To the God I Refuse to Trust,
It must be earth within me that expects you to be salt, poisoning my growth and tainting the greenery, but more likely, it is the scaled body of a serpent twisting through my world perspective causing me to doubt who you promise to be.
Regardless. I don’t trust you.
But I want to. You have only been faithful and good to me through my preteen turbulence, teenage dreaminess, and this wild adulthood. You see me. Like a newborn, I need you to carry me forward, providing sustenance, and undying love. I don’t know how to let you.
I have been taught not to trust.
But I want to. Because your universe rhythm thumps through my veins.
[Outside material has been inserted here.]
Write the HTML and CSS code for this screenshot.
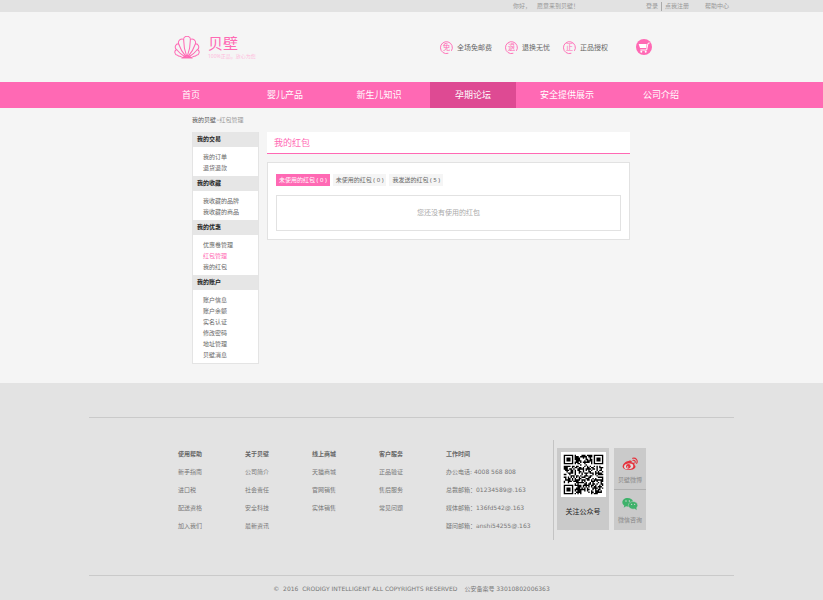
FILE: index.html
```html
<!DOCTYPE html>
<html lang="zh-CN">
<head>
  <meta charset="UTF-8">
  <meta name="viewport" content="width=device-width, initial-scale=1">
  <title>我的红包 - 贝壁</title>
  <link rel="stylesheet" href="styles.css">
</head>
<body>
  <div class="topbar">
    <div class="container topbar-inner">
      <div class="welcome"><span>你好，</span><span>愿意来到贝壁！</span></div>
      <div class="top-links">
        <a class="login" href="#">登录</a>
        <a class="register" href="#">点我注册</a>
        <a class="help" href="#">帮助中心</a>
      </div>
    </div>
  </div>

  <header class="container header">
    <a class="logo" href="#">
      <svg class="logo-shell" viewBox="0 0 76 68" fill="none" stroke="#ff69b4" stroke-width="3">
        <!-- scalloped edge -->
        <path d="M26 64 L17 60 Q12 60 10 57 A9 9 0 0 1 7 40 A9.5 9.5 0 0 1 13 23 A11 11 0 0 1 28 10 A10 9 0 0 1 48 10 A11 11 0 0 1 63 23 A9.5 9.5 0 0 1 69 40 A9 9 0 0 1 66 57 Q64 60 59 60 L50 64"/>
        <!-- ribs -->
        <path d="M28 10 Q28 36 37 60 M48 10 Q48 36 39 60 M13 23 Q20 44 35 61 M63 23 Q56 44 41 61 M7 40 Q18 54 33 62 M69 40 Q58 54 43 62"/>
        <path d="M22 66 Q30 57 38 60 Q46 57 54 66 Z" fill="#ff69b4" stroke-width="1"/>
      </svg>
      <span class="logo-text">
        <span class="logo-name">贝壁</span>
        <span class="logo-slogan">100%正品，放心为您</span>
      </span>
    </a>
    <div class="header-right">
      <ul class="services">
        <li>
          <svg class="ring" viewBox="0 0 14 14"><path d="M9 13.2 A6.4 6.4 0 1 1 12.3 10.6"/><text x="7" y="10">免</text></svg>
          全场免邮费
        </li>
        <li>
          <svg class="ring" viewBox="0 0 14 14"><path d="M9 13.2 A6.4 6.4 0 1 1 12.3 10.6"/><text x="7" y="10">退</text></svg>
          退换无忧
        </li>
        <li>
          <svg class="ring" viewBox="0 0 14 14"><path d="M9 13.2 A6.4 6.4 0 1 1 12.3 10.6"/><text x="7" y="10">正</text></svg>
          正品授权
        </li>
      </ul>
      <a class="cart" href="#" aria-label="购物车">
        <svg viewBox="0 0 48 48">
          <circle cx="24" cy="24" r="24" fill="#ff69b4"/>
          <path d="M8 15 L32 15 L31 27 L12 27 Z" fill="#fff"/>
          <path d="M41 12 L36 13 L32 33 L13 33" fill="none" stroke="#fff" stroke-width="3"/>
          <circle cx="16" cy="38" r="3" fill="#fff"/>
          <circle cx="29" cy="38" r="3" fill="#fff"/>
        </svg>
      </a>
    </div>
  </header>

  <nav class="nav">
    <div class="container nav-list">
      <a href="#">首页</a>
      <a href="#">婴儿产品</a>
      <a href="#">新生儿知识</a>
      <a href="#" class="active">孕期论坛</a>
      <a href="#">安全提供展示</a>
      <a href="#">公司介绍</a>
    </div>
  </nav>

  <div class="container page">
    <div class="breadcrumb"><a href="#">我的贝壁</a><span>&gt;红包管理</span></div>
    <div class="columns">
      <aside class="sidebar">
        <h3>我的交易</h3>
        <ul>
          <li><a href="#">我的订单</a></li>
          <li><a href="#">退货退款</a></li>
        </ul>
        <h3>我的收藏</h3>
        <ul>
          <li><a href="#">我收藏的品牌</a></li>
          <li><a href="#">我收藏的商品</a></li>
        </ul>
        <h3>我的优惠</h3>
        <ul>
          <li><a href="#">优惠卷管理</a></li>
          <li><a href="#" class="current">红包管理</a></li>
          <li><a href="#">我的红包</a></li>
        </ul>
        <h3>我的账户</h3>
        <ul>
          <li><a href="#">账户信息</a></li>
          <li><a href="#">账户余额</a></li>
          <li><a href="#">实名认证</a></li>
          <li><a href="#">修改密码</a></li>
          <li><a href="#">地址管理</a></li>
          <li><a href="#">贝壁消息</a></li>
        </ul>
      </aside>

      <main class="main">
        <h2>我的红包</h2>
        <div class="panel">
          <div class="tabs">
            <button type="button" class="selected">未使用的红包 ( 0 )</button>
            <button type="button">未使用的红包 ( 0 )</button>
            <button type="button">我发送的红包 ( 5 )</button>
          </div>
          <div class="empty">您还没有使用的红包</div>
        </div>
      </main>
    </div>
  </div>

  <footer class="footer">
    <div class="container">
      <div class="footer-main">
        <div class="footer-col">
          <h4>使用帮助</h4>
          <a href="#">新手指南</a>
          <a href="#">进口税</a>
          <a href="#">配送资格</a>
          <a href="#">加入我们</a>
        </div>
        <div class="footer-col">
          <h4>关于贝壁</h4>
          <a href="#">公司简介</a>
          <a href="#">社会责任</a>
          <a href="#">安全科技</a>
          <a href="#">最新资讯</a>
        </div>
        <div class="footer-col">
          <h4>线上商城</h4>
          <a href="#">天猫商城</a>
          <a href="#">官网销售</a>
          <a href="#">实体销售</a>
        </div>
        <div class="footer-col">
          <h4>客户服务</h4>
          <a href="#">正品验证</a>
          <a href="#">售后服务</a>
          <a href="#">常见问题</a>
        </div>
        <div class="footer-col contact">
          <h4>工作时间</h4>
          <p>办公电话: 4008 568 808</p>
          <p>总裁邮箱：01234589@.163</p>
          <p>媒体邮箱：136fd542@.163</p>
          <p>疑问邮箱：anshi54255@.163</p>
        </div>
        <div class="follow">
          <div class="qr-card">
            <svg id="qrCode" class="qr" viewBox="-2 -2 33 33"></svg>
            <span>关注公众号</span>
          </div>
          <div class="social">
            <a href="#">
              <svg viewBox="0 0 48 40">
                <path d="M20 11 C26 8 31 10 29 16 C36 15 40 19 37 23 C45 27 39 38 22 38 C8 38 1 32 2 26 C3 19 13 10 20 11 Z" fill="#e6323c"/>
                <ellipse cx="20" cy="27" rx="14" ry="8.5" transform="rotate(-8 20 27)" fill="#ddd"/>
                <circle cx="19" cy="27" r="7" fill="#e6323c"/>
                <circle cx="17" cy="29" r="2.4" fill="#ddd"/>
                <path d="M32 3 C41 0 49 9 44 18 M33 9 C38 8 41 12 39 16" fill="none" stroke="#e6323c" stroke-width="3.4" stroke-linecap="round"/>
              </svg>
              贝壁微博
            </a>
            <a href="#">
              <svg viewBox="0 0 48 40">
                <path d="M17 2 C7 2 1 8 1 15 C1 20 4 23 7 25 L5 31 L12 27 C14 28 17 28 20 28 C32 27 34 20 33 13 C32 6 25 2 17 2 Z" fill="#3fb26b"/>
                <ellipse cx="33" cy="24" rx="14" ry="11.5" fill="#3fb26b" stroke="#cacaca" stroke-width="1.5"/>
                <path d="M37 33 L44 39 L43 30 Z" fill="#3fb26b"/>
                <circle cx="12" cy="11" r="2" fill="#ddd"/>
                <circle cx="22" cy="11" r="2" fill="#ddd"/>
                <circle cx="29" cy="21" r="1.8" fill="#ddd"/>
                <circle cx="38" cy="21" r="1.8" fill="#ddd"/>
              </svg>
              微信咨询
            </a>
          </div>
        </div>
      </div>
      <div class="copyright">
        <span>©&nbsp; 2016&nbsp; CRODIGY INTELLIGENT ALL COPYRIGHTS RESERVED</span>
        <span>公安备案号 33010802006363</span>
      </div>
    </div>
  </footer>
  <script src="script.js"></script>
</body>
</html>
```

FILE: styles.css
```css
* {
  box-sizing: border-box;
}

body {
  margin: 0;
  background: #f5f5f5;
  color: #666;
  font-family: "Noto Sans", "Noto Sans CJK SC", sans-serif;
  font-size: 6px;
  line-height: 11px;
}

a {
  color: inherit;
  text-decoration: none;
}

ul {
  list-style: none;
  margin: 0;
  padding: 0;
}

h2, h3, h4, p {
  margin: 0;
}

.container {
  max-width: 645px;
  margin: 0 auto;
}

/* Top bar */
.topbar {
  background: #e2e2e2;
  color: #999;
}

.topbar-inner {
  display: flex;
  justify-content: flex-end;
  gap: 67px;
  padding: 1px 5px 0 0;
}

.welcome {
  display: flex;
  gap: 6px;
}

.top-links {
  display: flex;
  align-items: center;
}

.register {
  margin-left: 3px;
  padding-left: 3px;
  border-left: 1px solid #aaa;
  line-height: 9px;
}

.help {
  margin-left: 16px;
}

/* Header */
.header {
  display: flex;
  align-items: center;
  justify-content: space-between;
  height: 70px;
  padding: 0 82px 0 85px;
}

.logo {
  display: flex;
  align-items: center;
  gap: 8px;
  color: #ff69b4;
}

.logo-shell {
  width: 26px;
  height: 23px;
}

.logo-text {
  display: flex;
  flex-direction: column;
  padding-bottom: 2px;
}

.logo-name {
  font-size: 15px;
  line-height: 20px;
}

.logo-slogan {
  color: #ffb9dc;
  font-size: 5px;
  line-height: 7px;
}

.header-right {
  display: flex;
  align-items: center;
  gap: 28px;
}

.services {
  display: flex;
  gap: 13px;
  font-size: 7px;
}

.services li {
  display: flex;
  align-items: center;
  gap: 4px;
}

.ring {
  width: 13px;
  height: 13px;
  overflow: visible;
}

.ring path {
  fill: none;
  stroke: #ff69b4;
}

.ring text {
  fill: #ff69b4;
  font-size: 8px;
  text-anchor: middle;
}

.cart,
.cart svg {
  display: block;
  width: 16px;
  height: 16px;
}

/* Navigation */
.nav {
  background: #ff69b4;
}

.nav-list {
  display: grid;
  grid-template-columns: repeat(6, 1fr);
  gap: 8px;
  padding: 0 30px 0 59px;
}

.nav a {
  color: #fff;
  font-size: 9px;
  line-height: 26px;
  text-align: center;
}

.nav .active {
  background: #de4a93;
}

/* Page */
.page {
  padding: 7px 104px 19px 103px;
}

.breadcrumb {
  margin-bottom: 6px;
  color: #999;
}

.breadcrumb a {
  color: #555;
}

.columns {
  display: flex;
  align-items: flex-start;
  gap: 8px;
}

.sidebar {
  flex: 0 0 67px;
  border: 1px solid #e4e4e4;
  border-top: none;
  background: #fff;
}

.sidebar h3 {
  padding-left: 4px;
  background: #e6e6e6;
  color: #222;
  font-size: 6px;
  line-height: 15px;
}

.sidebar ul {
  padding: 5px 0 2px 10px;
}

.sidebar .current {
  color: #ff69b4;
}

.main {
  flex: 1;
}

.main h2 {
  padding-left: 7px;
  border-bottom: 1px solid #ff69b4;
  background: #fff;
  color: #ff69b4;
  font-size: 9px;
  font-weight: normal;
  line-height: 21px;
}

.panel {
  margin-top: 8px;
  padding: 11px 8px 8px;
  border: 1px solid #e2e2e2;
  background: #fff;
}

.tabs {
  display: flex;
  gap: 3px;
}

.tabs button {
  padding: 0 3px;
  border: none;
  background: #f5f5f5;
  color: #666;
  font: inherit;
  line-height: 12px;
  cursor: pointer;
}

.tabs .selected {
  background: #ff69b4;
  color: #fff;
}

.empty {
  margin-top: 9px;
  border: 1px solid #e2e2e2;
  color: #aaa;
  font-size: 7px;
  line-height: 34px;
  text-align: center;
}

/* Footer */
.footer {
  padding-top: 34px;
  background: #e3e3e3;
  color: #777;
  font-family: "DejaVu Sans", "Noto Sans CJK SC", sans-serif;
}

.footer-main {
  display: flex;
  padding: 22px 88px 35px 89px;
  border-top: 1px solid #cacaca;
  border-bottom: 1px solid #cacaca;
}

.footer-col {
  flex: 0 0 67px;
  padding-top: 5px;
  line-height: 18px;
}

.footer-col h4 {
  color: #666;
  font-size: 6px;
}

.footer-col a {
  display: block;
}

.contact {
  flex: 1;
}

.contact p {
  white-space: nowrap;
}

.follow {
  display: flex;
  align-items: flex-start;
  gap: 5px;
  height: 100px;
  padding: 8px 0 0 3px;
  border-left: 1px solid #c4c4c4;
}

.qr-card {
  display: flex;
  flex-direction: column;
  align-items: center;
  gap: 10px;
  width: 52px;
  height: 82px;
  padding-top: 4px;
  background: #cacaca;
  color: #222;
  font-size: 7px;
}

.qr {
  width: 45px;
  height: 45px;
  background: #fff;
}

.social a {
  display: flex;
  flex-direction: column;
  align-items: center;
  gap: 3px;
  width: 32px;
  height: 41px;
  padding-top: 9px;
  background: #cacaca;
  color: #888;
}

.social a + a {
  padding-top: 7px;
  border-top: 1px solid #b0b0b0;
}

.social svg {
  width: 16px;
  height: 14px;
}

.copyright {
  display: flex;
  justify-content: center;
  gap: 7px;
  padding: 7px 0;
}
```

FILE: script.js
```javascript
const SIZE = 29;

// Finder pattern in three of the corners, null outside of them
function finder(x, y) {
  const corners = [[0, 0], [SIZE - 7, 0], [0, SIZE - 7]];
  for (const [cx, cy] of corners) {
    const dx = x - cx;
    const dy = y - cy;
    if (dx >= -1 && dx <= 7 && dy >= -1 && dy <= 7) {
      const ring = Math.max(Math.abs(dx - 3), Math.abs(dy - 3));
      return ring === 3 || ring <= 1;
    }
  }
  return null;
}

function drawQr() {
  let seed = 2016;
  let d = '';
  for (let y = 0; y < SIZE; y++) {
    for (let x = 0; x < SIZE; x++) {
      seed = (seed * 16807) % 2147483647;
      const fixed = finder(x, y);
      const dark = fixed === null ? seed / 2147483647 > 0.46 : fixed;
      if (dark) {
        d += `M${x} ${y}h1v1h-1z`;
      }
    }
  }
  document.getElementById('qrCode').innerHTML = `<path d="${d}"/>`;
}

drawQr();
```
Time spent with you is a soul-breath, cleansing and quieting the husky coughs spawned by heart pollution and eye distraction.
I trust that you are not me and I am not God. Still, I fear you might be like me; a God like me would be terrifying.
There is no unrighteousness in you.
This is why I can trust you, because no one can claim that but you—not any god from mythology or history. You know their stories, their paths walked far from righteousness, deemed acceptable because of their deity. Man-made gods bear the same fickleness as their creators.
So to the God I refuse to trust, I open my palms and release my toes from the dirt into which they have dug. Help me to trust your goodness, your faithfulness, and your righteousness.
What About You?
What is so difficult about trust? Share your thoughts below!
Alysha says
Oh, I love this. It resonates deep within me.
Barbara says
Thank you. It’s been rattling around in me for a while.